* BEGIN MATERIAL TO PROCESS *
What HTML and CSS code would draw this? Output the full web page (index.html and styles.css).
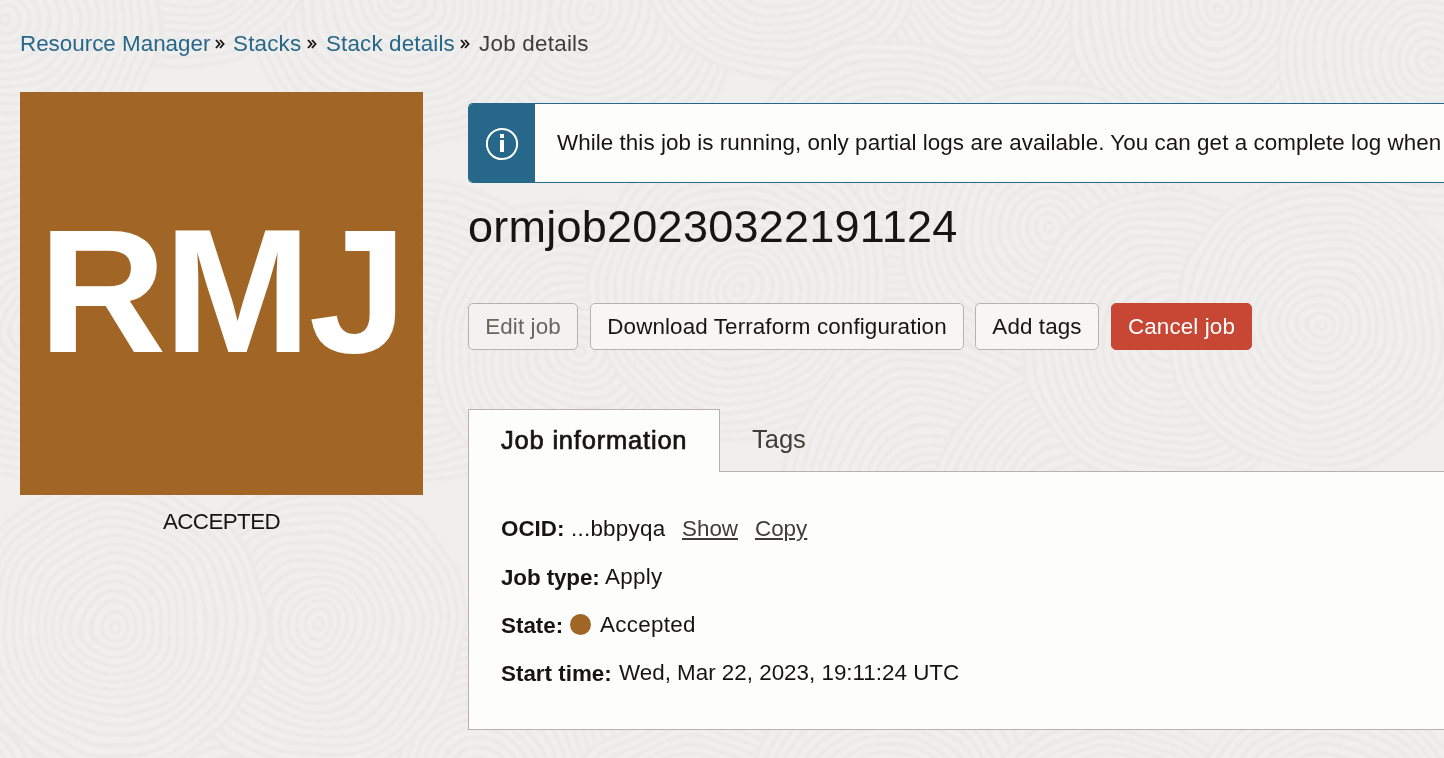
FILE: index.html
```html
<!DOCTYPE html>
<html lang="en">
<head>
<meta charset="utf-8">
<title>Job details</title>
<link rel="stylesheet" href="styles.css">
</head>
<body>
<svg class="texture" width="1444" height="758" viewBox="0 0 1444 758" aria-hidden="true">
  <defs>
    <filter id="organic" filterUnits="userSpaceOnUse" x="-20" y="-20" width="1484" height="798" color-interpolation-filters="sRGB">
      <feTurbulence type="fractalNoise" baseFrequency="0.012" numOctaves="2" seed="4" result="noise"/>
      <feDisplacementMap in="SourceGraphic" in2="noise" scale="18" xChannelSelector="R" yChannelSelector="G"/>
      <feGaussianBlur stdDeviation="1.2"/>
    </filter>
    <g id="rings">
      <circle r="151" fill="#f0efee" stroke="none"/>
      <circle r="5"/><circle r="14"/><circle r="23"/><circle r="32"/><circle r="41"/><circle r="50"/><circle r="59"/><circle r="68"/><circle r="77"/><circle r="86"/><circle r="95"/><circle r="104"/><circle r="113"/><circle r="122"/><circle r="131"/><circle r="140"/><circle r="149"/>
    </g>
  </defs>
  <g class="ring-lines" filter="url(#organic)">
    <use href="#rings" x="40" y="330"/><use href="#rings" x="420" y="330"/><use href="#rings" x="980" y="-20"/><use href="#rings" x="1220" y="10"/>
    <use href="#rings" x="590" y="10"/><use href="#rings" x="780" y="-70"/><use href="#rings" x="400" y="0"/><use href="#rings" x="180" y="-80"/>
    <use href="#rings" x="10" y="20"/><use href="#rings" x="1430" y="60"/><use href="#rings" x="890" y="190"/><use href="#rings" x="1050" y="230"/>
    <use href="#rings" x="580" y="350"/><use href="#rings" x="740" y="290"/><use href="#rings" x="930" y="490"/><use href="#rings" x="1080" y="510"/>
    <use href="#rings" x="1170" y="340"/><use href="#rings" x="1320" y="325"/><use href="#rings" x="-60" y="800"/><use href="#rings" x="240" y="850"/>
    <use href="#rings" x="480" y="780"/><use href="#rings" x="315" y="625"/><use href="#rings" x="115" y="625"/><use href="#rings" x="690" y="860"/><use href="#rings" x="890" y="820"/><use href="#rings" x="1110" y="860"/><use href="#rings" x="1330" y="840"/>
  </g>
</svg>
<div class="page">
  <nav class="breadcrumb">
    <a class="crumb crumb-manager">Resource Manager</a>
    <svg class="sep" viewBox="0 0 10 10"><path d="M1 1l3.6 4L1 9M5 1l3.6 4L5 9"/></svg>
    <a class="crumb crumb-stacks">Stacks</a>
    <svg class="sep" viewBox="0 0 10 10"><path d="M1 1l3.6 4L1 9M5 1l3.6 4L5 9"/></svg>
    <a class="crumb crumb-stack">Stack details</a>
    <svg class="sep" viewBox="0 0 10 10"><path d="M1 1l3.6 4L1 9M5 1l3.6 4L5 9"/></svg>
    <span class="crumb current">Job details</span>
  </nav>
  <div class="content">
    <aside class="status">
      <div class="badge"><span>RMJ</span></div>
      <div class="status-text">ACCEPTED</div>
    </aside>
    <main class="details">
      <div class="notice">
        <div class="notice-icon">
          <svg width="34" height="34" viewBox="0 0 34 34"><circle cx="17" cy="17" r="15.1" fill="none" stroke="#fff" stroke-width="2"/><path fill="#fff" d="M15 7h4v4h-4zM15 13h4v12h-4z"/></svg>
        </div>
        <div class="notice-text">While this job is running, only partial logs are available. You can get a complete log when</div>
      </div>
      <h1 class="title">ormjob20230322191124</h1>
      <div class="actions">
        <button class="btn btn-edit" disabled>Edit job</button>
        <button class="btn btn-download">Download Terraform configuration</button>
        <button class="btn btn-tags">Add tags</button>
        <button class="btn btn-cancel">Cancel job</button>
      </div>
      <div class="tabs">
        <div class="tab active"><span>Job information</span></div>
        <div class="tab"><span>Tags</span></div>
      </div>
      <section class="panel">
        <div class="row"><b class="k-ocid">OCID:</b><span class="ocid">...bbpyqa</span><a class="show">Show</a><a class="copy">Copy</a></div>
        <div class="row"><b class="k-type">Job type:</b><span class="v-type">Apply</span></div>
        <div class="row"><b class="k-state">State:</b><i class="dot"></i><span class="v-state">Accepted</span></div>
        <div class="row"><b class="k-start">Start time:</b><span class="v-start">Wed, Mar 22, 2023, 19:11:24 UTC</span></div>
      </section>
    </main>
  </div>
</div>
</body>
</html>
```
FILE: styles.css
```css
* { box-sizing: border-box; }
body {
  margin: 0;
  width: 1444px;
  height: 758px;
  overflow: hidden;
  background: #f0efee;
  color: #161513;
  font: 22.4px/26px "Liberation Sans", Arial, sans-serif;
}
.texture { position: absolute; inset: 0; z-index: -1; }
.ring-lines { fill: none; stroke: #e9e8e7; stroke-width: 3; }
.page { padding-left: 20px; white-space: nowrap; }
.breadcrumb { display: flex; align-items: center; height: 92px; padding-bottom: 5px; color: #403c38; }
.crumb-manager { width: 195px; }
.crumb-stacks { width: 74px; letter-spacing: .2px; }
.crumb-stack { width: 135px; padding-left: 1px; letter-spacing: .15px; }
.current { padding-left: 1px; letter-spacing: .25px; }
a.crumb { color: #276789; }
.sep { width: 10px; height: 10px; flex: none; margin-right: 8px; fill: none; stroke: #161513; stroke-width: 1.8; }
.content { display: flex; gap: 45px; }
.status { width: 403px; flex: none; }
.badge { height: 403px; padding-bottom: 5px; background: #a16626; color: #fff; display: flex; justify-content: center; align-items: center; font-size: 177px; font-weight: bold; line-height: 200px; letter-spacing: -2.5px; }
.status-text { margin-top: 14px; text-align: center; letter-spacing: -.6px; }
.details { flex: 1; min-width: 0; padding-top: 11px; }
.notice { display: flex; height: 80px; border: 1px solid #276789; border-right: 0; border-radius: 5px 0 0 5px; background: #fdfdfc; overflow: hidden; }
.notice-icon { width: 66px; background: #276789; display: flex; align-items: center; justify-content: center; flex: none; padding-top: 2px; }
.notice-text { padding: 26px 0 0 22px; letter-spacing: .06px; }
.title { margin: 17px 0 0; height: 54px; font-size: 45px; font-weight: normal; line-height: 54px; letter-spacing: .25px; }
.actions { display: flex; margin-top: 49px; }
.btn { height: 47px; padding: 0; border: 1px solid #b6b3af; border-radius: 5px; background: #f7f6f5; color: #161513; font: inherit; letter-spacing: .12px; }
.btn-edit { width: 110px; margin-right: 12px; background: #f3f2f0; color: #6b6560; }
.btn-download { width: 374px; margin-right: 11px; }
.btn-tags { width: 124px; margin-right: 12px; }
.btn-cancel { width: 141px; background: #c74634; border-color: #c74634; color: #fff; }
.tabs { display: flex; margin-top: 59px; height: 63px; }
.tab { padding: 16px 32px 0; font-size: 25.5px; line-height: 28px; color: #403c38; }
.tab.active { width: 252px; background: #fdfdfc; border: 1px solid #b6b3af; border-bottom: 0; color: #161513; letter-spacing: .8px; -webkit-text-stroke: .7px #161513; z-index: 1; }
.panel { height: 259px; margin-top: -1px; padding: 33px 0 0 32px; border: 1px solid #b6b3af; border-right: 0; background: #fdfdfc; }
.row { display: flex; align-items: center; height: 48px; }
.row b { padding-top: 1px; }
.row .k-ocid { width: 70px; padding-top: 0; }
.k-type { width: 104px; letter-spacing: -.1px; }
.k-state { width: 69px; }
.k-start { width: 117px; }
.ocid { width: 111px; letter-spacing: .25px; }
.v-type, .v-state { letter-spacing: .3px; }
.v-start { padding-left: 1px; }
.show, .copy { color: #403c38; text-decoration: underline; text-decoration-thickness: 2px; text-underline-offset: 2px; }
.show { width: 73px; }
.dot { width: 21px; height: 21px; margin: 0 9px 2px 0; border-radius: 50%; background: #a16626; }
```
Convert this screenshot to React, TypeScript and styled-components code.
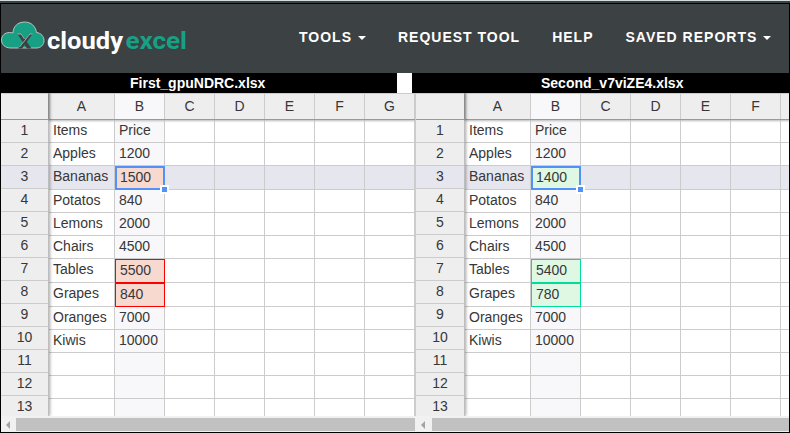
* END MATERIAL TO PROCESS *
PROBLEM. How many of the lines above include the word "code"? Respond with the number alone.

EXERCISE OUTPUT. 2